What if polls prove to be wrong in Turkey too?
The victory of Prime Minister David Cameron’s Conservative Party in the U.K. elections was a shock not only to Labour and the Liberal Democrats, but to polling companies as well.
Up until the last day, even the last hour of the elections, they had estimated a neck-and-neck race between Labour and the Tories, placing the Scottish National Party (SNP) in a kingmaker position. The Hürriyet Daily News’ story based on agency reports also told us that too.
This is the second high-profile polling mistake in a row. The polling companies in the Israeli elections in March also proved badly wrong about the results. Their forecasts had focused on the rise of the newly founded Zionist Union, rather than a new victory by Prime Minister Binyamin Netanyahu’s Likud.
Analyzing the situation, Alberto Nardelli of The Guardian focused on three possibilities in his May 8 article, “How did the polls get it so wrong?” Either people were simply lying to pollsters, or they changed their minds dramatically literally when they got into the polling stations, or there is something old and wrong in the methodology of the polling companies.
Perhaps I can add one more factor. Is it possible that polling companies have started to see themselves as kingmakers who can manipulate the public opinion and the vote?
Polling companies are working hard nowadays in Turkey to make their final estimates, as there is less than a month left to the June 7 parliamentary elections. Their job is much more difficult than in previous elections for three main reasons.
It is not only the winning party and its vote percentage that they have to forecast. There is already general acceptance that the ruling Justice and Development Party (AK Parti) will come first, followed by the Republican People’s Party (CHP) and the Nationalist Movement Party (MHP). The first bet is whether the AK Parti will drop below 45, whether the CHP will get close to 30 percent from 26 percent, and whether the MHP will increase from 14 percent.
The second bet of the polling companies in Turkey is about whether the Kurdish problem-focused Peoples’ Democratic Party (HDP) will exceed the unfair 10 percent threshold and get into the parliament.

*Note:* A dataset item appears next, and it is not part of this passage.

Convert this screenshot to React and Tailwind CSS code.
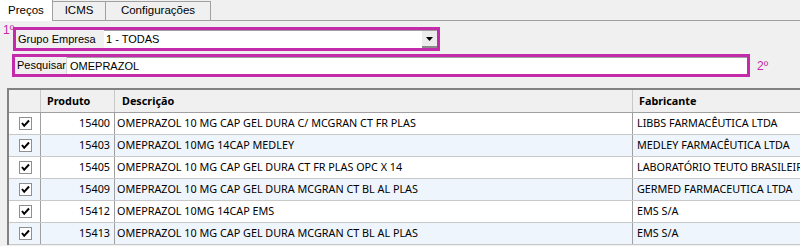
import React from 'react';

const rows = [
  { id: '15400', desc: 'OMEPRAZOL 10 MG CAP GEL DURA C/ MCGRAN CT FR PLAS', fab: 'LIBBS FARMACÊUTICA LTDA' },
  { id: '15403', desc: 'OMEPRAZOL 10MG 14CAP MEDLEY', fab: 'MEDLEY FARMACÊUTICA LTDA' },
  { id: '15405', desc: 'OMEPRAZOL 10 MG CAP GEL DURA CT FR PLAS OPC X 14', fab: 'LABORATÓRIO TEUTO BRASILEIRO' },
  { id: '15409', desc: 'OMEPRAZOL 10 MG CAP GEL DURA MCGRAN CT BL AL PLAS', fab: 'GERMED FARMACEUTICA LTDA' },
  { id: '15412', desc: 'OMEPRAZOL 10MG 14CAP EMS', fab: 'EMS S/A' },
  { id: '15413', desc: 'OMEPRAZOL 10 MG CAP GEL DURA MCGRAN CT BL AL PLAS', fab: 'EMS S/A' }
];

function Check() {
  return (
    <div className="w-[13px] h-[13px] bg-white border border-[#8e8f8f] flex items-center justify-center">
      <svg width="9" height="9" viewBox="0 0 9 9">
        <path d="M1 4 L3.2 6.8 L8 1.5" fill="none" stroke="#000" strokeWidth="2" />
      </svg>
    </div>
  );
}

export default function App() {
  return (
    <div className="w-[800px] h-[246px] bg-[#f0f0f0] overflow-hidden font-['Liberation_Sans',Arial,sans-serif] text-[11px] text-black">
      {/* Tabs */}
      <div className="h-[21px] flex items-end border-b border-[#a0a0a0]">
        <div className="h-[21px] w-[53px] bg-white border-r border-[#a0a0a0] -mb-px flex items-center pl-[8px] text-[11.5px]">
          Preços
        </div>
        <div className="h-[19px] w-[53px] bg-[#f0f0f0] border-t border-r border-[#a0a0a0] flex items-center justify-center text-[11.5px]">
          ICMS
        </div>
        <div className="h-[19px] w-[105px] bg-[#f0f0f0] border-t border-r border-[#a0a0a0] flex items-center justify-center text-[11.5px]">
          Configurações
        </div>
      </div>

      {/* Filters */}
      <div className="relative h-[67px]">
        <span className="absolute left-[3px] top-[0px] text-[12px] text-[#c42bab]">1º</span>
        <div className="pt-[6px] pl-[13px]">
          <div className="w-[427px] h-[24px] border-[3px] border-[#c42bab] flex">
            <div className="w-[88px] flex items-center pl-[2px]">Grupo Empresa</div>
            <div className="flex-1 bg-white border-t border-[#a0a0a0] flex items-center">
              <span className="flex-1 pl-[2px]">1 - TODAS</span>
              <div className="w-[15px] h-[17px] bg-[#ececec] border-b-2 border-[#8a8a8a] flex items-center justify-center">
                <svg width="7" height="4" viewBox="0 0 7 4">
                  <path d="M0 0 H7 L3.5 4 Z" fill="#000" />
                </svg>
              </div>
            </div>
          </div>
        </div>
        <div className="pt-[3px] pl-[12px] flex items-center">
          <div className="w-[738px] h-[23px] border-[3px] border-[#c42bab] flex">
            <div className="w-[52px] flex items-center pl-[2px] border-r border-[#d8d8d8]">Pesquisar</div>
            <div className="flex-1 bg-white border-t border-[#a0a0a0] flex items-center pl-[3px]">
              OMEPRAZOL
            </div>
          </div>
          <span className="ml-[7px] text-[12px] text-[#c42bab]">2º</span>
        </div>
      </div>

      {/* Grid */}
      <div className="ml-[7px] border-t-2 border-l-2 border-[#828282] bg-white font-['Noto_Sans',sans-serif] text-[10.8px]">
        <div className="h-[23px] flex bg-[#f0f0f0] border-b border-[#a0a0a0] font-bold">
          <div className="w-[32px] border-r border-[#c8c8c8]" />
          <div className="w-[74px] border-r border-[#c8c8c8] flex items-center pl-[6px]">Produto</div>
          <div className="w-[518px] border-r border-[#c8c8c8] flex items-center pl-[7px]">Descrição</div>
          <div className="flex-1 flex items-center pl-[6px]">Fabricante</div>
        </div>
        {rows.map((r, i) => (
          <div
            key={r.id}
            className={`h-[22px] flex border-b border-[#c8c8c8] ${i % 2 ? 'bg-[#eef5fc]' : 'bg-white'}`}
          >
            <div className="w-[32px] border-r border-[#a0a0a0] flex items-center pl-[10px]">
              <Check />
            </div>
            <div className="w-[74px] border-r border-[#a0a0a0] flex items-center justify-end pr-[4px]">{r.id}</div>
            <div className="w-[518px] border-r border-[#a0a0a0] flex items-center pl-[2px] whitespace-nowrap overflow-hidden">{r.desc}</div>
            <div className="flex-1 flex items-center pl-[4px] whitespace-nowrap overflow-hidden">{r.fab}</div>
          </div>
        ))}
      </div>
    </div>
  );
}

The third bet is related to this, as whether or not the HDP enters parliament will change the seat distribution entirely and have a direct effect on whether there will be a constitutional change after the polls to shift to a presidential system, as President Tayyip Erdoğan wants.
The polling companies in Turkey used to get fairly accurate results up until the 2011 election, when credible companies got it wrong but some new companies did rather well.
The current estimates fail to give convergent results. For example, forecasts for the AK Parti vary between 38 and 48 percent and for the HDP between 8 and 13 percent, with an incredible “undecided” constituency of around 10 percent. This is quite unusual so close to the elections.
It is possible that some people are not telling their true choice to pollsters, out of concerns whether that information could get into the hands of the state and cause them problems in future. It is also possible that some may change their minds at the last minute. But it seems necessary for all polling companies to stop seeing themselves as kingmakers and to find new methods, considering the sentimental behavior of voters along with rational motivations.